Reports are emerging on the efforts of the electronics sector to relocate their operations and the operations of the supply chain out of China.
For example, Nikkei Asia is reporting that the companies “Applied Materials, Lam Research and KLA” who account for a third of what they call “chip production tools”, have been, since October, “either relocating non-Chinese staff from China to Singapore and Malaysia, or increasing production capacity in Southeast Asia, according to five people familiar with the situation.”
The Nikkei also quoted a supplier of one of the three companies, saying that “our customers have been asking us to accelerate our support to their Southeast Asia locations in the past few months. We also noticed they’ve increased their personnel there.”
The trigger for this has been the politics around the US export controls on China.
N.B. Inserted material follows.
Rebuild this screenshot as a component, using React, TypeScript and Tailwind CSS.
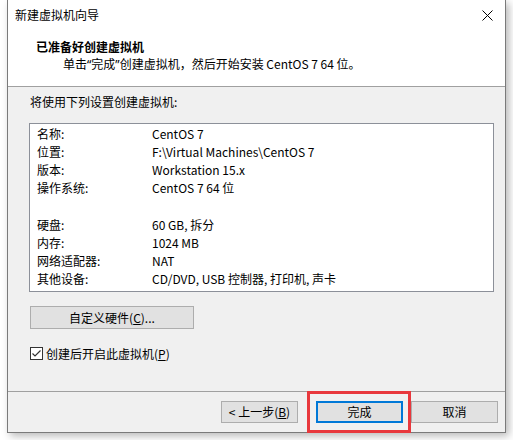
import React from "react";

const FONT = { fontFamily: '"Noto Sans CJK SC", "Noto Sans", sans-serif' };
const LATIN = { fontFamily: '"Noto Sans", sans-serif' };

const rows: Array<[string, string] | null> = [
  ["名称:", "CentOS 7"],
  ["位置:", "F:\\Virtual Machines\\CentOS 7"],
  ["版本:", "Workstation 15.x"],
  ["操作系统:", "CentOS 7 64 位"],
  null,
  ["硬盘:", "60 GB, 拆分"],
  ["内存:", "1024 MB"],
  ["网络适配器:", "NAT"],
  ["其他设备:", "CD/DVD, USB 控制器, 打印机, 声卡"],
];

function Btn({
  children,
  className = "",
  primary = false,
}: {
  children: React.ReactNode;
  className?: string;
  primary?: boolean;
}) {
  return (
    <div
      className={`flex h-[22px] items-center justify-center bg-[#e1e1e1] text-[12px] leading-none text-black ${
        primary ? "border-2 border-[#0078d7]" : "border border-[#adadad]"
      } ${className}`}
    >
      {children}
    </div>
  );
}

export default function App() {
  return (
    <div className="h-[440px] w-[513px] overflow-hidden bg-white pl-[7px]" style={FONT}>
      <div className="relative flex h-[433px] w-[499px] flex-col border-x border-b border-[#7a7a7a] bg-[#f0f0f0] text-[12px] text-black shadow-[3px_3px_8px_rgba(0,0,0,0.28)]">
        {/* title bar + header */}
        <div className="bg-white">
          <div className="flex h-[30px] items-center justify-between pl-[7px] pr-[10px]">
            <span className="leading-none">新建虚拟机向导</span>
            <svg width="11" height="11" viewBox="0 0 11 11" className="mr-[2px]">
              <path d="M0.5 0.5 L10.5 10.5 M10.5 0.5 L0.5 10.5" stroke="#000" strokeWidth="1" />
            </svg>
          </div>
          <div className="h-[57px] border-b border-[#a0a0a0] pt-[8px]">
            <div className="pl-[28px] text-[12px] font-bold leading-[18px]">已准备好创建虚拟机</div>
            <div className="pl-[55px] leading-[16px]">
              单击<span style={LATIN}>“</span>完成<span style={LATIN}>”</span>创建虚拟机，然后开始安装 CentOS 7 64 位。
            </div>
          </div>
        </div>

        {/* body */}
        <div className="flex-1 pt-[6px]">
          <div className="pl-[22px] leading-[18px]">将使用下列设置创建虚拟机:</div>
          <div className="ml-[21px] mt-[12px] h-[169px] w-[465px] border border-[#8c9099] bg-white pl-[7px] pt-[1px]">
            {rows.map((r, i) =>
              r ? (
                <div key={i} className="flex h-[18px] items-center leading-none">
                  <span className="w-[115px] shrink-0">{r[0]}</span>
                  <span>{r[1]}</span>
                </div>
              ) : (
                <div key={i} className="h-[19px]" />
              ),
            )}
          </div>
          <Btn className="ml-[22px] mt-[14px] h-[23px] w-[164px]">
            自定义硬件(<span className="underline">C</span>)...
          </Btn>
          <label className="ml-[22px] mt-[18px] flex items-center gap-[3px] leading-none">
            <span className="flex h-[13px] w-[13px] items-center justify-center border border-[#333] bg-white">
              <svg width="11" height="11" viewBox="0 0 11 11">
                <path d="M1.5 5.5 L4 8 L9.5 2.5" stroke="#333" strokeWidth="1.2" fill="none" />
              </svg>
            </span>
            <span>
              创建后开启此虚拟机(<span className="underline">P</span>)
            </span>
          </label>
        </div>

        {/* footer */}
        <div className="flex h-[41px] items-start justify-end border-t border-[#a0a0a0] pr-[7px] pt-[9px]">
          <Btn className="w-[77px]">
            &lt; 上一步(<span className="underline">B</span>)
          </Btn>
          <Btn primary className="ml-[18px] w-[87px]">
            完成
          </Btn>
          <Btn className="ml-[8px] w-[87px]">取消</Btn>
        </div>

        {/* red highlight annotation */}
        <div className="absolute left-[299px] top-[391px] h-[42px] w-[104px] border-[3px] border-[#e8383d]" />
      </div>
    </div>
  );
}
American companies, in particular, are under pressure to pull out from China, so such shifts should not be so surprising.
However, relocating is not always risk-free. The Financial Times today reported that Apple was encountering problems with its new Indian supply chain, specifically at a facility making casings for mobile phones which Tata Group owns. The output had a quality control failure rate of 50%, whereas Apple aspires to ‘zero-defects’. Reportedly, Apple has also encountered problems with its programme of expansion in India “due to challenges in logistics, tariffs and infrastructure”.
It is unclear where these reports have emerged from. The FT implies it is someone from within Apple, leading to the possibility that Apple is looking to put pressure on its supplier, Tata. However, the wider issues of ‘logistics tariffs and infrastructure’ are hardly surprising.
Apple has outlined its ambitions to make India an important supply and production base for its hardware products, having previously been heavily dependent on China for assembly operations and components.
These reports add substance to the big picture story around the supposed shift out of China by the electronics sector. Many macroeconomic indicators suggest that foreign investment in China is continuing to be substantial. However, some sectors do seem to be changing their approach to China. A dedicated ‘China supply chain’ in electronics hardware appears to be emerging, whilst the production destined for the rest of the world continues to shift to South East Asia.